Recorrente no mundo jurídico, a teoria dos "frutos da árvore envenenada" foi citada pelo juiz, segundo o mesmo post. "O ingresso ilegal no domicílio contaminou todas as provas do crime, não sobrando nada lícito para formar a justa causa até mesmo da ação penal."

Frequentador do bar e amigo do casal, Hugo Gomes do Nascimento publicou um texto falando que Karllana e João sempre cumpriram com "todas as mínimas regras chatas que o Estado impõe aos estabelecimentos comerciais". Isso acontecia quando o casal pedia "ora com mais, ora com menos veemência", que não fumassem maconha nem dentro, nem mesmo perto do estabelecimento.

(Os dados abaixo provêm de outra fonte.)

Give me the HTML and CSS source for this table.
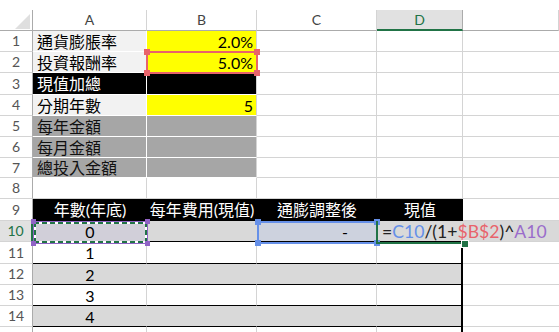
FILE: index.html
```html
<!DOCTYPE html>
<html lang="zh-Hant">
<head>
  <meta charset="UTF-8" />
  <title>現值試算</title>
  <link rel="stylesheet" href="styles.css">
</head>
<body>
  <div class="sheet">
    <div class="row head">
      <div class="corner"><span class="tri"></span></div>
      <div class="col">A</div>
      <div class="col">B</div>
      <div class="col">C</div>
      <div class="col sel">D</div>
      <div class="col last"></div>
    </div>

    <div class="row">
      <div class="rh">1</div>
      <div class="c a lbl">通貨膨脹率</div>
      <div class="c yel num">2.0%</div>
      <div class="c"></div><div class="c"></div><div class="c last"></div>
    </div>
    <div class="row">
      <div class="rh">2</div>
      <div class="c a lbl">投資報酬率</div>
      <div class="c yel num">5.0%</div>
      <div class="c"></div><div class="c"></div><div class="c last"></div>
    </div>
    <div class="row tall">
      <div class="rh">3</div>
      <div class="c a blk">現值加總</div>
      <div class="c blk"></div>
      <div class="c"></div><div class="c"></div><div class="c last"></div>
    </div>
    <div class="row">
      <div class="rh">4</div>
      <div class="c a lbl">分期年數</div>
      <div class="c yel num">5</div>
      <div class="c"></div><div class="c"></div><div class="c last"></div>
    </div>
    <div class="row">
      <div class="rh">5</div>
      <div class="c a gry">每年金額</div>
      <div class="c gry"></div>
      <div class="c"></div><div class="c"></div><div class="c last"></div>
    </div>
    <div class="row">
      <div class="rh">6</div>
      <div class="c a gry">每月金額</div>
      <div class="c gry"></div>
      <div class="c"></div><div class="c"></div><div class="c last"></div>
    </div>
    <div class="row short">
      <div class="rh">7</div>
      <div class="c a gry">總投入金額</div>
      <div class="c gry"></div>
      <div class="c"></div><div class="c"></div><div class="c last"></div>
    </div>
    <div class="row">
      <div class="rh">8</div>
      <div class="c"></div><div class="c"></div><div class="c"></div><div class="c"></div><div class="c last"></div>
    </div>

    <!-- 表頭 -->
    <div class="row tall">
      <div class="rh">9</div>
      <div class="c th">年數(年底)</div>
      <div class="c th">每年費用(現值)</div>
      <div class="c th">通膨調整後</div>
      <div class="c th">現值</div>
      <div class="c last"></div>
    </div>
    <div class="row">
      <div class="rh sel">10</div>
      <div class="c tb band mid pick-a">0</div>
      <div class="c tb band"></div>
      <div class="c tb band num pick-c dash">-</div>
      <div class="c tb band edit">=<span class="r-c">C10</span>/(1+<span class="r-b">$B$2</span>)^<span class="r-a">A10</span><span class="caret"></span></div>
      <div class="c band last"></div>
    </div>
    <div class="row tall">
      <div class="rh">11</div>
      <div class="c tb mid">1</div>
      <div class="c tb"></div><div class="c tb"></div><div class="c tb end"></div>
      <div class="c last"></div>
    </div>
    <div class="row">
      <div class="rh">12</div>
      <div class="c tb band mid">2</div>
      <div class="c tb band"></div><div class="c tb band"></div><div class="c tb band end"></div>
      <div class="c last"></div>
    </div>
    <div class="row">
      <div class="rh">13</div>
      <div class="c tb mid">3</div>
      <div class="c tb"></div><div class="c tb"></div><div class="c tb end"></div>
      <div class="c last"></div>
    </div>
    <div class="row">
      <div class="rh">14</div>
      <div class="c tb band mid">4</div>
      <div class="c tb band"></div><div class="c tb band"></div><div class="c tb band end"></div>
      <div class="c last"></div>
    </div>
    <div class="row">
      <div class="rh"></div>
      <div class="c"></div><div class="c"></div><div class="c"></div><div class="c end"></div><div class="c last"></div>
    </div>

    <!-- 公式參照框 -->
    <div class="ref red">
      <i class="h tl"></i><i class="h tr"></i><i class="h bl"></i><i class="h br"></i>
    </div>
    <div class="ref purple">
      <div class="ants"></div>
      <i class="h tl"></i><i class="h tr"></i><i class="h bl"></i><i class="h br"></i>
    </div>
    <div class="ref blue">
      <i class="h tl"></i><i class="h tr"></i><i class="h bl"></i><i class="h br"></i>
    </div>
    <div class="active"><i class="fill"></i></div>
  </div>
</body>
</html>
```

FILE: styles.css
```css
* { box-sizing: border-box; }
body {
  margin: 0;
  background: #fff;
  font-family: Lato, "Noto Sans CJK TC", sans-serif;
  font-size: 16px;
  color: #000;
  overflow: hidden;
}
.sheet {
  position: relative;
  padding-top: 10px;
}
.row {
  display: grid;
  grid-template-columns: 33px 114px 110px 120px 86px 1fr;
  grid-template-rows: 100%;
  height: 21px;
  line-height: 18px;
}
.row.tall { height: 22px; }
.row.short { height: 20px; }

/* 欄列標題 */
.corner {
  display: flex;
  justify-content: flex-end;
  align-items: flex-end;
  padding: 0 2px 1px 0;
  border-right: 1px solid #ababab;
  border-bottom: 1px solid #ababab;
}
.tri {
  width: 15px;
  height: 15px;
  background: #dfdfdf;
  clip-path: polygon(100% 0, 100% 100%, 0 100%);
}
.col {
  display: flex;
  justify-content: center;
  align-items: center;
  font-size: 14px;
  color: #444;
  border-right: 1px solid #d4d4d4;
  border-bottom: 1px solid #ababab;
}
.col.sel {
  background: #e1e1e1;
  color: #217346;
  border-right-color: #ababab;
  border-bottom: 2px solid #217346;
}
.rh {
  display: flex;
  justify-content: center;
  align-items: center;
  font-size: 14px;
  color: #555;
  border-right: 1px solid #ababab;
  border-bottom: 1px solid #d4d4d4;
}
.rh.sel {
  background: #e1e1e1;
  color: #217346;
  border-right: 2px solid #217346;
}

/* 儲存格 */
.c {
  display: flex;
  align-items: center;
  min-height: 0;
  padding: 1px 3px 0 4px;
  white-space: nowrap;
  border-right: 1px solid #d4d4d4;
  border-bottom: 1px solid #d4d4d4;
}
.c.last { border-right: none; }
.num { justify-content: flex-end; }
.mid { justify-content: center; }

.c.lbl, .c.yel, .c.blk, .c.gry { border-bottom-color: #fff; }
.c.a { border-right-color: #fff; }
.lbl { background: #f2f2f2; }
.yel { background: #ffff00; }
.blk { background: #000; color: #fff; }
.gry { background: #a6a6a6; color: #111; }

.th {
  justify-content: center;
  background: #000;
  color: #fff;
  border-color: #000;
}
.tb { border-bottom-color: #000; }
.band {
  background: #d9d9d9;
  border-right-color: #d9d9d9;
}
.c.band.last { border-bottom-color: #d4d4d4; }
.c.end { border-right: 2px solid #000; }
.pick-a { background: #d1cfd9; }
.pick-c { background: #cdd2de; }
.dash { padding-right: 28px; }

/* 編輯中的公式 */
.edit {
  padding-left: 5px;
  font-size: 17.6px;
  color: #222;
  overflow: visible;
  position: relative;
  z-index: 1;
}
.r-c { color: #648fe8; }
.r-b { color: #e8636b; }
.r-a { color: #9a6ccb; }
.caret {
  display: inline-block;
  width: 1px;
  height: 16px;
  margin-left: 1px;
  background: #222;
}

/* 參照框與選取範圍 */
.ref {
  position: absolute;
  border: 2px solid var(--line);
  z-index: 2;
}
.h {
  position: absolute;
  width: 6px;
  height: 6px;
  background: var(--line);
}
.tl { top: -4px; left: -4px; }
.tr { top: -4px; right: -4px; }
.bl { bottom: -4px; left: -4px; }
.br { bottom: -4px; right: -4px; }

.red {
  --line: #e8636b;
  left: 146px;
  top: 51px;
  width: 112px;
  height: 23px;
}
.blue {
  --line: #6690e8;
  left: 257px;
  top: 221px;
  width: 121px;
  height: 23px;
}
.purple {
  --line: #9063c5;
  left: 33px;
  top: 221px;
  width: 115px;
  height: 23px;
  border-width: 1px;
}
.purple .h { width: 5px; height: 5px; }
.purple .tl { top: -3px; left: -3px; }
.purple .tr { top: -3px; right: -3px; }
.purple .bl { bottom: -3px; left: -3px; }
.purple .br { bottom: -3px; right: -3px; }

/* 複製範圍的虛線 */
.ants {
  position: absolute;
  inset: 0;
  background:
    repeating-linear-gradient(90deg, #217346 0 5px, #fff 5px 8px) top / 100% 2px no-repeat,
    repeating-linear-gradient(90deg, #217346 0 5px, #fff 5px 8px) bottom / 100% 2px no-repeat,
    repeating-linear-gradient(0deg, #217346 0 5px, #fff 5px 8px) left / 2px 100% no-repeat,
    repeating-linear-gradient(0deg, #217346 0 5px, #fff 5px 8px) right / 2px 100% no-repeat;
}

.active {
  position: absolute;
  left: 376px;
  top: 221px;
  width: 89px;
  height: 23px;
  border-left: 2px solid #217346;
  border-bottom: 2px solid #217346;
  z-index: 3;
}
.fill {
  position: absolute;
  right: -3px;
  bottom: -5px;
  width: 6px;
  height: 6px;
  background: #217346;
  outline: 1px solid #fff;
}
```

O susto mobilizou amigos, que continuam postando mensagens de apoio na internet. "Precisamos continuar unidos para ajudá-los a manter o bar aberto", postaram. Para o advogado Stephano, tudo isso foi "uma injustiça enorme".

De certa maneira, o pesadelo continua para Karllana e João: nada poderá apagar os cinco dias na cadeia e, mesmo olhando para frente, será preciso estômago e força de vontade para continuar com o Bar 8 – que realmente parece incomodar muita gente.